THE theory of mythology set forth in the four preceding papers, and illustrated by the examination of numerous myths relating to the lightning, the storm-wind, the clouds, and the sunlight, was originally framed with reference solely to the mythic and legendary lore of the Aryan world. The phonetic identity of the names of many Western gods and heroes with the names of those Vedic divinities which are obviously the personifications of natural phenomena, suggested the theory which philosophical considerations had already foreshadowed in the works of Hume and Comte, and which the exhaustive analysis of Greek, Hindu, Keltic, and Teutonic legends has amply confirmed. Let us now, before proceeding to the consideration of barbaric folk-lore, briefly recapitulate the results obtained by modern scholarship working strictly within the limits of the Aryan domain.
In the first place, it has been proved once for all that the languages spoken by the Hindus, Persians, Greeks, Romans, Kelts, Slaves, and Teutons are all descended from a single ancestral language, the Old Aryan, in the same sense that French, Italian, and Spanish are descended from the Latin. And from this undisputed fact it is an inevitable inference that these various races contain, along with other elements, a race-element in common, due to their Aryan pedigree. That the Indo-European races are wholly Aryan is very improbable, for in every case the countries overrun by them were occupied by inferior races, whose blood must have mingled in varying degrees with that of their conquerors; but that every Indo-European people is in great part descended from a common Aryan stock is not open to question.

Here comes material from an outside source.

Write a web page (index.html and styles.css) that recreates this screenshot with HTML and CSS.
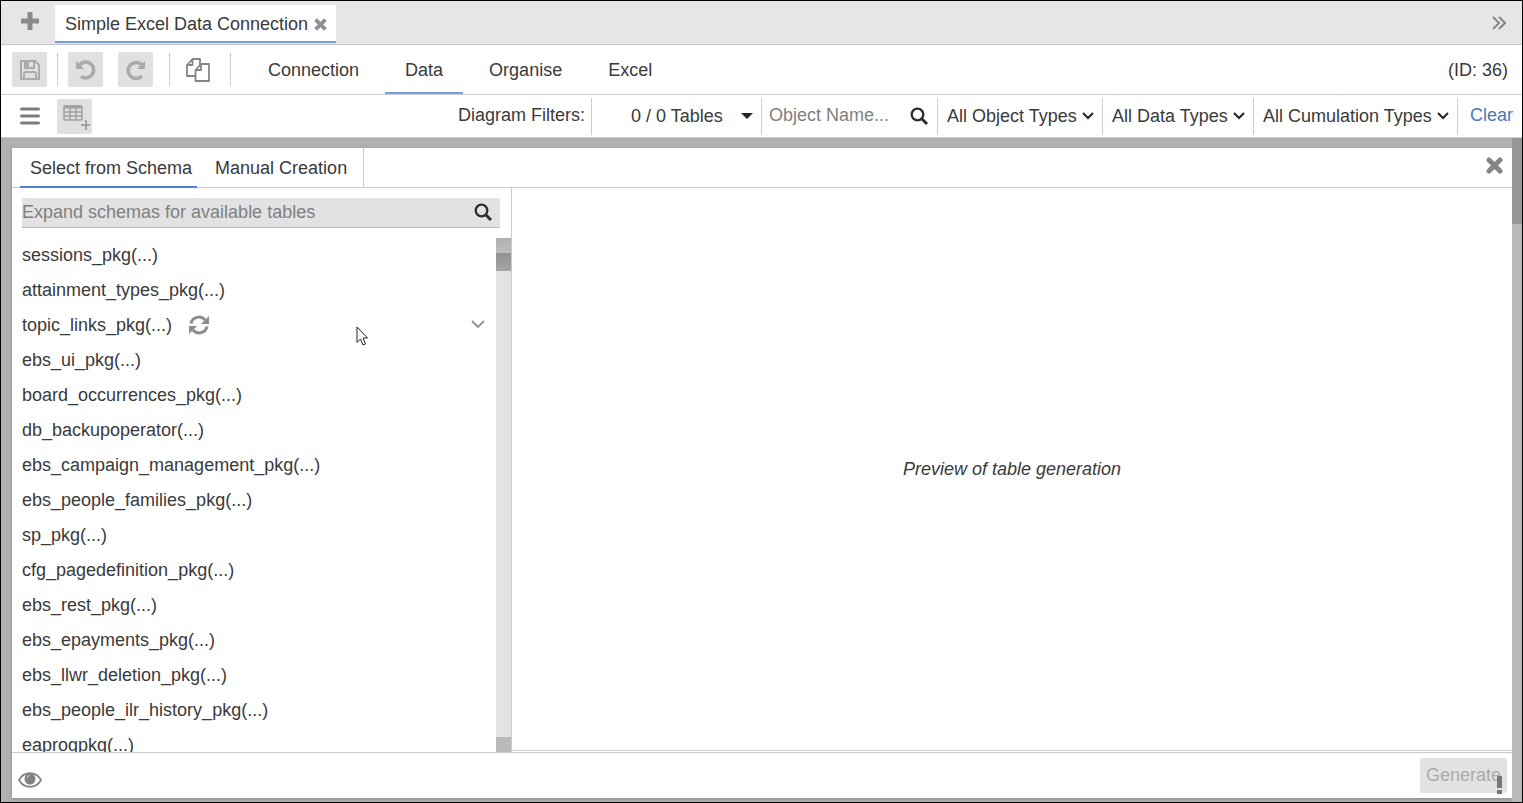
FILE: index.html
```html
<!DOCTYPE html>
<html lang="en">
<head>
<meta charset="utf-8">
<title>Simple Excel Data Connection</title>
<link rel="stylesheet" href="styles.css">
</head>
<body>
<div class="app">
  <header class="tabstrip">
    <button class="icon-btn add-tab" aria-label="New tab"><svg width="18" height="18" viewBox="0 0 18 18"><path d="M9 0v18M0 9h18" stroke="#8a8a8a" stroke-width="5"/></svg></button>
    <div class="doc-tab">
      <span>Simple Excel Data Connection</span>
      <button class="icon-btn" aria-label="Close tab"><svg width="13" height="13" viewBox="0 0 16 16"><path d="M2 2l12 12M14 2L2 14" stroke="#8f8f8f" stroke-width="4.6"/></svg></button>
    </div>
    <button class="icon-btn more-tabs" aria-label="More tabs"><svg width="14" height="14" viewBox="0 0 14 14"><path d="M1 1l6 6-6 6M7 1l6 6-6 6" fill="none" stroke="#858588" stroke-width="2"/></svg></button>
  </header>

  <div class="toolbar">
    <div class="tools">
      <button class="tool" disabled aria-label="Save"><svg width="22" height="22" viewBox="0 0 22 22" fill="none" stroke="#aaa" stroke-width="2"><path d="M2 2h14l4 4v14H2z"/><path d="M6 2v7h9V2M5 20v-5q0-2 2-2h8q2 0 2 2v5"/><path d="M8.500 2v6" stroke-width="3"/></svg></button>
      <span class="rule"></span>
      <button class="tool" disabled aria-label="Undo"><svg width="22" height="22" viewBox="0 0 22 22"><path d="M4 6.500A8 8 0 1 1 6 17.500" fill="none" stroke="#aaa" stroke-width="3.600"/><path d="M1 2v8h8z" fill="#aaa"/></svg></button>
      <button class="tool redo" disabled aria-label="Redo"><svg width="22" height="22" viewBox="0 0 22 22"><path d="M17 6A8 8 0 1 0 17 17" fill="none" stroke="#aaa" stroke-width="3.600"/><path d="M20 2v8h-8z" fill="#aaa"/></svg></button>
      <span class="rule"></span>
      <button class="icon-btn" aria-label="Copy"><svg width="24" height="24" viewBox="0 0 24 24" fill="#fff" stroke="#858585" stroke-width="1.800" stroke-linejoin="round"><path d="M6.500 1H14v17H1V7zM6.500 1v6H1"/><path d="M15 6h8v17H9.500V12zM15 6v6H9.500"/></svg></button>
      <span class="rule"></span>
    </div>
    <nav class="sections">
      <a href="#connection">Connection</a>
      <a href="#data" class="active" aria-current="page">Data</a>
      <a href="#organise">Organise</a>
      <a href="#excel">Excel</a>
    </nav>
    <span class="doc-id">(ID: 36)</span>
  </div>

  <div class="filterbar">
    <button class="icon-btn menu" aria-label="Menu"><svg width="20" height="18" viewBox="0 0 20 18"><path d="M1.500 2h17M1.500 9h17M1.500 16h17" stroke="#7d7d7d" stroke-width="3" stroke-linecap="round"/></svg></button>
    <button class="tool" disabled aria-label="Add table"><svg width="30" height="28" viewBox="0 0 30 28" fill="none" stroke="#a0a0a0"><rect x="4" y="4" width="18" height="14" rx="1" stroke-width="1.500"/><path d="M4 5h18" stroke-width="3"/><path d="M4 10h18M4 14h18M10 5v13M16 5v13" stroke-width="1.500"/><path d="M26 18v10M21 23h10" stroke-width="2"/></svg></button>
    <div class="filters">
      <label class="filters-title" for="tables">Diagram Filters:</label>
      <div class="pick tables">
        <select id="tables"><option>0 / 0 Tables</option></select>
        <svg width="12" height="6" viewBox="0 0 12 6"><path d="M0 0h12L6 6z" fill="#222"/></svg>
      </div>
      <div class="name-filter">
        <input type="text" placeholder="Object Name..." aria-label="Object name">
        <button class="icon-btn" aria-label="Search"><svg width="18" height="18" viewBox="0 0 18 18" fill="none" stroke="#2c2c2c"><circle cx="7.500" cy="7.500" r="5.800" stroke-width="2.300"/><path d="M12 12l5 5" stroke-width="3"/></svg></button>
      </div>
      <div class="pick">
        <select aria-label="Object types"><option>All Object Types</option></select>
        <svg width="12" height="8" viewBox="0 0 12 8"><path d="M1 1l5 5 5-5" fill="none" stroke="#222" stroke-width="2"/></svg>
      </div>
      <div class="pick">
        <select aria-label="Data types"><option>All Data Types</option></select>
        <svg width="12" height="8" viewBox="0 0 12 8"><path d="M1 1l5 5 5-5" fill="none" stroke="#222" stroke-width="2"/></svg>
      </div>
      <div class="pick">
        <select aria-label="Cumulation types"><option>All Cumulation Types</option></select>
        <svg width="12" height="8" viewBox="0 0 12 8"><path d="M1 1l5 5 5-5" fill="none" stroke="#222" stroke-width="2"/></svg>
      </div>
      <a class="clear" href="#clear">Clear</a>
    </div>
  </div>

  <main class="canvas">
    <section class="dialog" role="dialog" aria-label="Add table">
      <div class="dialog-head">
        <nav class="dialog-tabs">
          <a href="#schema" class="active">Select from Schema</a>
          <a href="#manual">Manual Creation</a>
        </nav>
        <button class="icon-btn" aria-label="Close"><svg width="17" height="17" viewBox="0 0 17 17"><path d="M3 3l11 11M14 3L3 14" stroke="#858585" stroke-width="5" stroke-linecap="round"/></svg></button>
      </div>
      <div class="dialog-body">
        <div class="schema">
          <div class="search">
            <input type="text" placeholder="Expand schemas for available tables" aria-label="Search tables">
            <button class="icon-btn" aria-label="Search"><svg width="18" height="18" viewBox="0 0 18 18" fill="none" stroke="#2c2c2c"><circle cx="7.500" cy="7.500" r="5.800" stroke-width="2.300"/><path d="M12 12l5 5" stroke-width="3"/></svg></button>
          </div>
          <div class="list-area">
            <ul class="list">
              <li>sessions_pkg(...)</li>
              <li>attainment_types_pkg(...)</li>
              <li class="hovered">topic_links_pkg(...)
                <button class="icon-btn" aria-label="Refresh"><svg width="20" height="20" viewBox="0 0 20 20"><path d="M2 8.500A8 8 0 0 1 16 5M18 11.500A8 8 0 0 1 4 15" fill="none" stroke="#8c8c8c" stroke-width="3"/><path d="M20 1v8h-8zM0 19v-8h8z" fill="#8c8c8c"/></svg></button>
                <button class="icon-btn expand" aria-label="Expand"><svg width="14" height="9" viewBox="0 0 14 9"><path d="M1 1l6 6 6-6" fill="none" stroke="#909090" stroke-width="1.800"/></svg></button>
              </li>
              <li>ebs_ui_pkg(...)</li>
              <li>board_occurrences_pkg(...)</li>
              <li>db_backupoperator(...)</li>
              <li>ebs_campaign_management_pkg(...)</li>
              <li>ebs_people_families_pkg(...)</li>
              <li>sp_pkg(...)</li>
              <li>cfg_pagedefinition_pkg(...)</li>
              <li>ebs_rest_pkg(...)</li>
              <li>ebs_epayments_pkg(...)</li>
              <li>ebs_llwr_deletion_pkg(...)</li>
              <li>ebs_people_ilr_history_pkg(...)</li>
              <li>eaprogpkg(...)</li>
            </ul>
            <div class="scrollbar"><span class="step up"></span><span class="thumb"></span><span class="step down"></span></div>
          </div>
        </div>
        <div class="preview"><p>Preview of table generation</p></div>
      </div>
      <footer class="dialog-foot">
        <button class="icon-btn" aria-label="Preview"><svg width="24" height="16" viewBox="0 0 24 16"><path d="M1 8C6-1 18-1 23 8C18 17 6 17 1 8z" fill="none" stroke="#858585" stroke-width="1.800"/><circle cx="12" cy="7" r="5.500" fill="#808080"/><path d="M9 6.500A3 3 0 0 1 12 3.500" fill="none" stroke="#ccc"/></svg></button>
        <button class="generate" disabled>Generate</button>
      </footer>
    </section>
    <div class="page-scroll"></div>
    <svg class="alert" width="5" height="18" viewBox="0 0 5 18"><path d="M0 0h5v12H0zM0 14h5v4H0z" fill="#777"/></svg>
  </main>
  <svg class="pointer" width="12" height="20" viewBox="0 0 12 20"><path d="M1 1v15.500l3.500-3.500 2.500 6 2.500-1-2.500-6h4.500z" fill="#fff" stroke="#222"/></svg>
</div>
</body>
</html>
```
FILE: styles.css
```css
* { box-sizing: border-box; }
body {
  margin: 0;
  font: 18px/24px "Liberation Sans", Arial, sans-serif;
  color: #3a3a3a;
}
button, input, select { font: inherit; color: inherit; }
a { color: inherit; text-decoration: none; }
svg { display: block; flex: none; }
.app {
  height: 100vh;
  display: flex;
  flex-direction: column;
  border: 1px solid #000;
  background: #fff;
  overflow: hidden;
  position: relative;
}
.icon-btn {
  display: flex;
  align-items: center;
  padding: 0;
  border: 0;
  background: none;
}
.tabstrip {
  flex: none;
  display: flex;
  align-items: center;
  height: 44px;
  padding: 0 16px 0 20px;
  background: #e6e6e6;
  border-bottom: 1px solid #c6c6c6;
}
.add-tab { margin-right: 16px; padding-bottom: 4px; }
.doc-tab {
  display: flex;
  align-items: center;
  align-self: flex-end;
  gap: 6px;
  height: 38px;
  margin-bottom: 1px;
  padding: 2px 9px 0 10px;
  background: #fff;
  border-bottom: 2px solid #7c9de0;
}
.more-tabs { margin-left: auto; }

.toolbar {
  flex: none;
  display: flex;
  height: 50px;
  padding: 0 14px 0 11px;
  border-bottom: 1px solid #ccc;
}
.tools { display: flex; align-items: center; }
.tool {
  display: flex;
  align-items: center;
  justify-content: center;
  width: 35px;
  height: 35px;
  padding: 0;
  border: 0;
  border-radius: 2px;
  background: #e0e0e0;
}
.rule { width: 1px; height: 33px; margin: 0 10px; background: #ccc; }
.redo { margin-left: 15px; }
.tools .redo + .rule { margin: 0 16px; }
.tools .icon-btn + .rule { margin: 0 17px 0 20px; }
.sections { display: flex; gap: 6px; }
.sections a {
  display: flex;
  align-items: center;
  padding: 2px 20px 0;
  border-bottom: 2px solid transparent;
}
.sections .active { border-color: #7c9de0; }
.doc-id { margin-left: auto; align-self: center; }

.filterbar {
  flex: none;
  display: flex;
  align-items: center;
  height: 43px;
  padding-left: 19px;
  border-bottom: 1px solid #ccc;
}
.menu { margin-right: 17px; }
.filters { display: flex; align-items: center; margin-left: auto; }
.filters-title { margin-right: 6px; padding-bottom: 2px; }
.pick, .name-filter { height: 37px; border-left: 1px solid #ccc; }
.pick { display: grid; align-items: center; }
.pick > * { grid-area: 1 / 1; }
.pick select {
  appearance: none;
  height: 36px;
  padding: 0 24px 0 9px;
  border: 0;
  background: none;
}
.pick svg { justify-self: end; margin-right: 8px; pointer-events: none; }
.tables select { padding: 0 37px 0 39px; }
.name-filter { display: flex; align-items: center; width: 176px; padding: 0 9px 0 7px; }
.name-filter input { flex: 1; min-width: 0; padding: 0 0 2px; border: 0; background: none; }
::placeholder { color: #7f7f7f; opacity: 1; }
.clear { display: flex; align-items: center; height: 37px; padding: 0 9px 2px 12px; border-left: 1px solid #ccc; color: #4a7ab5; }

.canvas {
  flex: 1;
  min-height: 0;
  display: flex;
  padding: 10px 0 4px 11px;
  background: #b0b0b0;
  position: relative;
}
.dialog {
  flex: 1;
  display: flex;
  flex-direction: column;
  min-width: 0;
  background: #fff;
  box-shadow: 0 1px 3px #888;
}
.page-scroll {
  width: 10px;
  margin-top: -10px;
  margin-bottom: -4px;
  background: linear-gradient(#979797 86px, #b9b9b9 86px);
}
.dialog-head {
  flex: none;
  display: flex;
  justify-content: space-between;
  height: 40px;
  padding: 0 9px 0 8px;
  border-bottom: 1px solid #ccc;
}
.dialog-head > .icon-btn { padding-bottom: 4px; }
.dialog-tabs { display: flex; gap: 8px; height: 40px; padding-right: 6px; border-right: 1px solid #ccc; }
.dialog-tabs a { display: flex; align-items: center; padding: 2px 10px 0; border-bottom: 2px solid transparent; }
.dialog-tabs .active { padding-right: 5px; border-color: #4e82d8; }
.dialog-body { flex: 1; min-height: 0; display: flex; }
.schema {
  flex: none;
  width: 500px;
  display: flex;
  flex-direction: column;
  padding-top: 10px;
  border-right: 1px solid #ccc;
}
.search {
  flex: none;
  display: flex;
  align-items: center;
  height: 30px;
  margin: 0 11px 10px 10px;
  padding: 0 8px 2px 0;
  background: #e2e2e2;
  border-bottom: 1px solid #bbb;
}
.search input { flex: 1; min-width: 0; padding: 0; border: 0; background: none; }
.list-area { flex: 1; min-height: 0; display: flex; }
.list { flex: 1; margin: 0; padding: 0 0 0 10px; list-style: none; overflow: hidden; }
.list li { display: flex; align-items: center; height: 35px; padding-bottom: 2px; }
.hovered { gap: 17px; }
.expand { margin: 0 11px 0 auto; }
.scrollbar { width: 15px; display: flex; flex-direction: column; background: #e3e3e3; }
.step { height: 15px; background: #b9b9b9; }
.up { background: linear-gradient(#b0b0b0, #bdbdbd); }
.thumb { height: 18px; background: linear-gradient(#929292, #a5a5a5); }
.down { margin-top: auto; }
.preview {
  flex: 1;
  display: flex;
  align-items: center;
  justify-content: center;
  margin-bottom: 1px;
  border-bottom: 1px solid #ccc;
  font-style: italic;
}
.preview p { margin: 0; }
.dialog-foot {
  flex: none;
  display: flex;
  align-items: center;
  justify-content: space-between;
  height: 46px;
  padding: 0 5px 0 6px;
  border-top: 1px solid #ccc;
}
.dialog-foot .icon-btn { padding-top: 8px; }
.generate { height: 35px; padding: 0 6px 2px; border: 0; border-radius: 3px; background: #e2e2e2; color: #aaa; }
.alert { position: absolute; right: 20px; bottom: 8px; }
.pointer { position: absolute; left: 355px; top: 325px; }
```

In the second place, along with a common fund of moral and religious ideas and of legal and ceremonial observances, we find these kindred peoples possessed of a common fund of myths, superstitions, proverbs, popular poetry, and household legends. The Hindu mother amuses her child with fairy-tales which often correspond, even in minor incidents, with stories in Scottish or Scandinavian nurseries; and she tells them in words which are phonetically akin to words in Swedish and Gaelic. No doubt many of these stories might have been devised in a dozen different places independently of each other; and no doubt many of them have been transmitted laterally from one people to another; but a careful examination shows that such cannot have been the case with the great majority of legends and beliefs. The agreement between two such stories, for instance, as those of Faithful John and Rama and Luxman is so close as to make it incredible that they should have been independently fabricated, while the points of difference are so important as to make it extremely improbable that the one was ever copied from the other. Besides which, the essential identity of such myths as those of Sigurd and Theseus, or of Helena and Sarama, carries us back historically to a time when the scattered Indo-European tribes had not yet begun to hold commercial and intellectual intercourse with each other, and consequently could not have interchanged their epic materials or their household stories. We are therefore driven to the conclusion--which, startling as it may seem, is after all the most natural and plausible one that can be stated--that the Aryan nations, which have inherited from a common ancestral stock their languages and their customs, have inherited also from the same common original their fireside legends. They have preserved Cinderella and Punchkin just as they have preserved the words for father and mother, ten and twenty; and the former case, though more imposing to the imagination, is scientifically no less intelligible than the latter.
Thirdly, it has been shown that these venerable tales may be grouped in a few pretty well defined classes; and that the archetypal myth of each class--the primitive story in conformity to which countless subsequent tales have been generated--was originally a mere description of physical phenomena, couched in the poetic diction of an age when everything was personified, because all natural phenomena were supposed to be due to the direct workings of a volition like that of which men were conscious within themselves. Thus we are led to the striking conclusion that mythology has had a common root, both with science and with religious philosophy.
The myth of Indra conquering Vritra was one of the theorems of primitive Aryan science; it was a provisional explanation of the thunder-storm, satisfactory enough until extended observation and reflection supplied a better one. It also contained the germs of a theology; for the life-giving solar light furnished an important part of the primeval conception of deity. And finally, it became the fruitful parent of countless myths, whether embodied in the stately epics of Homer and the bards of the Nibelungenlied, or in the humbler legends of St. George and William Tell and the ubiquitous Boots.